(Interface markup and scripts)

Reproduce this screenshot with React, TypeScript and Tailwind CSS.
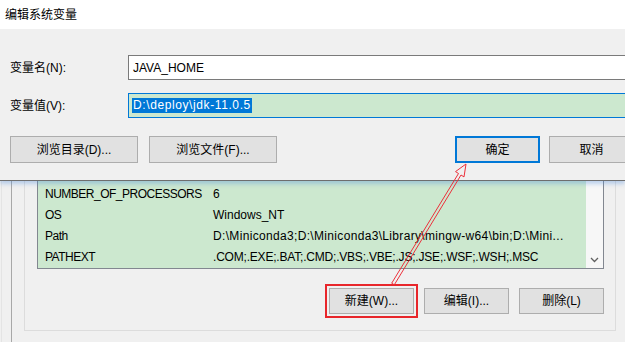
import React from "react";

const font = { fontFamily: '"Liberation Sans","Noto Sans CJK SC",sans-serif' };

function Btn({ children, className = "" }: { children: React.ReactNode; className?: string }) {
  return (
    <div
      className={
        "flex items-center justify-center shrink-0 bg-[#e1e1e1] border border-[#adadad] text-[12px] text-black " +
        className
      }
    >
      {children}
    </div>
  );
}

const rows = [
  { k: "NUMBER_OF_PROCESSORS", v: "6", t: "" },
  { k: "OS", v: "Windows_NT", t: "" },
  { k: "Path", v: "D:\\Miniconda3;D:\\Miniconda3\\Library\\mingw-w64\\bin;D:\\Mini...", t: "tracking-[0.33px]" },
  { k: "PATHEXT", v: ".COM;.EXE;.BAT;.CMD;.VBS;.VBE;.JS;.JSE;.WSF;.WSH;.MSC", t: "tracking-[-0.2px]" },
];

export default function App() {
  return (
    <div className="relative w-[625px] h-[342px] overflow-hidden bg-[#f0f0f0]" style={font}>
      {/* Top dialog */}
      <div className="relative z-10 shadow-[0_3px_4px_rgba(80,140,220,0.35)]">
        <div className="h-[29px] bg-white flex items-center pl-[5px] text-[12px] text-black">编辑系统变量</div>
        <div className="h-[152px] bg-[#f0f0f0] border-b border-[#6e6e6e] pt-[26px]">
          <div className="flex items-center h-[25px]">
            <div className="w-[128px] shrink-0 pl-[10px] text-[12px] text-black">变量名(N):</div>
            <div className="w-[520px] shrink-0 h-[25px] bg-white border border-[#7a7a7a] flex items-center pl-[4px] text-[12px] text-black">
              JAVA_HOME
            </div>
          </div>
          <div className="flex items-center h-[25px] mt-[13px]">
            <div className="w-[128px] shrink-0 pl-[10px] text-[12px] text-black">变量值(V):</div>
            <div className="w-[520px] shrink-0 h-[25px] bg-[#cce8cf] border border-[#0078d7] flex items-center pl-[3px] text-[12px]">
              <span className="bg-[#0078d7] text-white h-[15px] leading-[15px] pl-[1px] pr-[1px] tracking-[0.6px]">
                D:\deploy\jdk-11.0.5
              </span>
            </div>
          </div>
          <div className="flex items-center mt-[18px] pl-[10px]">
            <Btn className="w-[128px] h-[27px]">浏览目录(D)...</Btn>
            <Btn className="w-[128px] h-[27px] ml-[11px]">浏览文件(F)...</Btn>
            <div className="w-[85px] h-[27px] shrink-0 ml-[178px] flex items-center justify-center bg-[#e1e1e1] border-2 border-[#0078d7] text-[12px] text-black">
              确定
            </div>
            <Btn className="w-[85px] h-[27px] ml-[9px]">取消</Btn>
          </div>
        </div>
      </div>

      {/* Lower window */}
      <div className="flex h-[161px]">
        <div className="w-[10px] shrink-0 border-l border-[#e4e4e4] ml-[1px]" />
        <div className="flex-1 border-l border-[#a8a8a8] pl-[12px]">
          <div className="w-[592px] h-[150px] border-l border-r border-b border-[#dcdcdc] pl-[12px] pr-[11px]">
            <div className="relative h-[88px] bg-[#cce8cf] border-l border-r border-b border-[#828790] pt-[2px] pl-[7px] text-[12px] text-black">
              {rows.map((r) => (
                <div key={r.k} className="flex items-center h-[21px] whitespace-nowrap">
                  <div className="w-[168px] shrink-0 tracking-[-0.5px]">{r.k}</div>
                  <div className={r.t}>{r.v}</div>
                </div>
              ))}
              <div className="absolute right-0 top-0 bottom-0 w-[17px] bg-[#f7f7f7] flex items-end justify-center pb-[5px]">
                <svg width="9" height="6" viewBox="0 0 9 6">
                  <path d="M1 1 L4.5 4.5 L8 1" fill="none" stroke="#606060" strokeWidth="1.3" />
                </svg>
              </div>
            </div>
            <div className="flex justify-end gap-[10px] mt-[19px]">
              <Btn className="w-[85px] h-[26px] outline-2 outline-[#e8262b] outline-offset-[2px]">新建(W)...</Btn>
              <Btn className="w-[85px] h-[26px]">编辑(I)...</Btn>
              <Btn className="w-[85px] h-[26px]">删除(L)</Btn>
            </div>
          </div>
        </div>
      </div>

      {/* Annotation arrow */}
      <svg className="absolute left-0 top-0 z-20 pointer-events-none" width="625" height="342">
        <polygon
          points="391.7,283.2 458.5,173.5 455.5,171.6 466,164 464,176.9 461,175 394.3,284.8"
          fill="none"
          stroke="#ec2f3a"
          strokeWidth="1"
        />
      </svg>
    </div>
  );
}
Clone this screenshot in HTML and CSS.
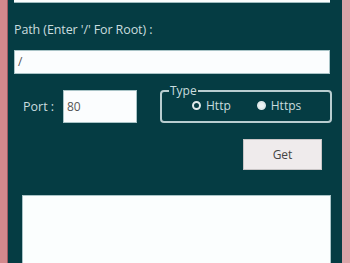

**PROBLEM DESCRIPTION**
In your copy of the listing above, reproduce each line exactly and omit all pictures.

**TASK SOLUTION**
Reproduce this screenshot with React, TypeScript and Tailwind CSS.
import React from "react";

const font = { fontFamily: '"Liberation Sans","Noto Sans CJK SC",sans-serif' };

function Btn({ children, className = "" }: { children: React.ReactNode; className?: string }) {
  return (
    <div
      className={
        "flex items-center justify-center shrink-0 bg-[#e1e1e1] border border-[#adadad] text-[12px] text-black " +
        className
      }
    >
      {children}
    </div>
  );
}

const rows = [
  { k: "NUMBER_OF_PROCESSORS", v: "6", t: "" },
  { k: "OS", v: "Windows_NT", t: "" },
  { k: "Path", v: "D:\\Miniconda3;D:\\Miniconda3\\Library\\mingw-w64\\bin;D:\\Mini...", t: "tracking-[0.33px]" },
  { k: "PATHEXT", v: ".COM;.EXE;.BAT;.CMD;.VBS;.VBE;.JS;.JSE;.WSF;.WSH;.MSC", t: "tracking-[-0.2px]" },
];

export default function App() {
  return (
    <div className="relative w-[625px] h-[342px] overflow-hidden bg-[#f0f0f0]" style={font}>
      {/* Top dialog */}
      <div className="relative z-10 shadow-[0_3px_4px_rgba(80,140,220,0.35)]">
        <div className="h-[29px] bg-white flex items-center pl-[5px] text-[12px] text-black">编辑系统变量</div>
        <div className="h-[152px] bg-[#f0f0f0] border-b border-[#6e6e6e] pt-[26px]">
          <div className="flex items-center h-[25px]">
            <div className="w-[128px] shrink-0 pl-[10px] text-[12px] text-black">变量名(N):</div>
            <div className="w-[520px] shrink-0 h-[25px] bg-white border border-[#7a7a7a] flex items-center pl-[4px] text-[12px] text-black">
              JAVA_HOME
            </div>
          </div>
          <div className="flex items-center h-[25px] mt-[13px]">
            <div className="w-[128px] shrink-0 pl-[10px] text-[12px] text-black">变量值(V):</div>
            <div className="w-[520px] shrink-0 h-[25px] bg-[#cce8cf] border border-[#0078d7] flex items-center pl-[3px] text-[12px]">
              <span className="bg-[#0078d7] text-white h-[15px] leading-[15px] pl-[1px] pr-[1px] tracking-[0.6px]">
                D:\deploy\jdk-11.0.5
              </span>
            </div>
          </div>
          <div className="flex items-center mt-[18px] pl-[10px]">
            <Btn className="w-[128px] h-[27px]">浏览目录(D)...</Btn>
            <Btn className="w-[128px] h-[27px] ml-[11px]">浏览文件(F)...</Btn>
            <div className="w-[85px] h-[27px] shrink-0 ml-[178px] flex items-center justify-center bg-[#e1e1e1] border-2 border-[#0078d7] text-[12px] text-black">
              确定
            </div>
            <Btn className="w-[85px] h-[27px] ml-[9px]">取消</Btn>
          </div>
        </div>
      </div>

      {/* Lower window */}
      <div className="flex h-[161px]">
        <div className="w-[10px] shrink-0 border-l border-[#e4e4e4] ml-[1px]" />
        <div className="flex-1 border-l border-[#a8a8a8] pl-[12px]">
          <div className="w-[592px] h-[150px] border-l border-r border-b border-[#dcdcdc] pl-[12px] pr-[11px]">
            <div className="relative h-[88px] bg-[#cce8cf] border-l border-r border-b border-[#828790] pt-[2px] pl-[7px] text-[12px] text-black">
              {rows.map((r) => (
                <div key={r.k} className="flex items-center h-[21px] whitespace-nowrap">
                  <div className="w-[168px] shrink-0 tracking-[-0.5px]">{r.k}</div>
                  <div className={r.t}>{r.v}</div>
                </div>
              ))}
              <div className="absolute right-0 top-0 bottom-0 w-[17px] bg-[#f7f7f7] flex items-end justify-center pb-[5px]">
                <svg width="9" height="6" viewBox="0 0 9 6">
                  <path d="M1 1 L4.5 4.5 L8 1" fill="none" stroke="#606060" strokeWidth="1.3" />
                </svg>
              </div>
            </div>
            <div className="flex justify-end gap-[10px] mt-[19px]">
              <Btn className="w-[85px] h-[26px] outline-2 outline-[#e8262b] outline-offset-[2px]">新建(W)...</Btn>
              <Btn className="w-[85px] h-[26px]">编辑(I)...</Btn>
              <Btn className="w-[85px] h-[26px]">删除(L)</Btn>
            </div>
          </div>
        </div>
      </div>

      {/* Annotation arrow */}
      <svg className="absolute left-0 top-0 z-20 pointer-events-none" width="625" height="342">
        <polygon
          points="391.7,283.2 458.5,173.5 455.5,171.6 466,164 464,176.9 461,175 394.3,284.8"
          fill="none"
          stroke="#ec2f3a"
          strokeWidth="1"
        />
      </svg>
    </div>
  );
}
Clone this screenshot in HTML and CSS.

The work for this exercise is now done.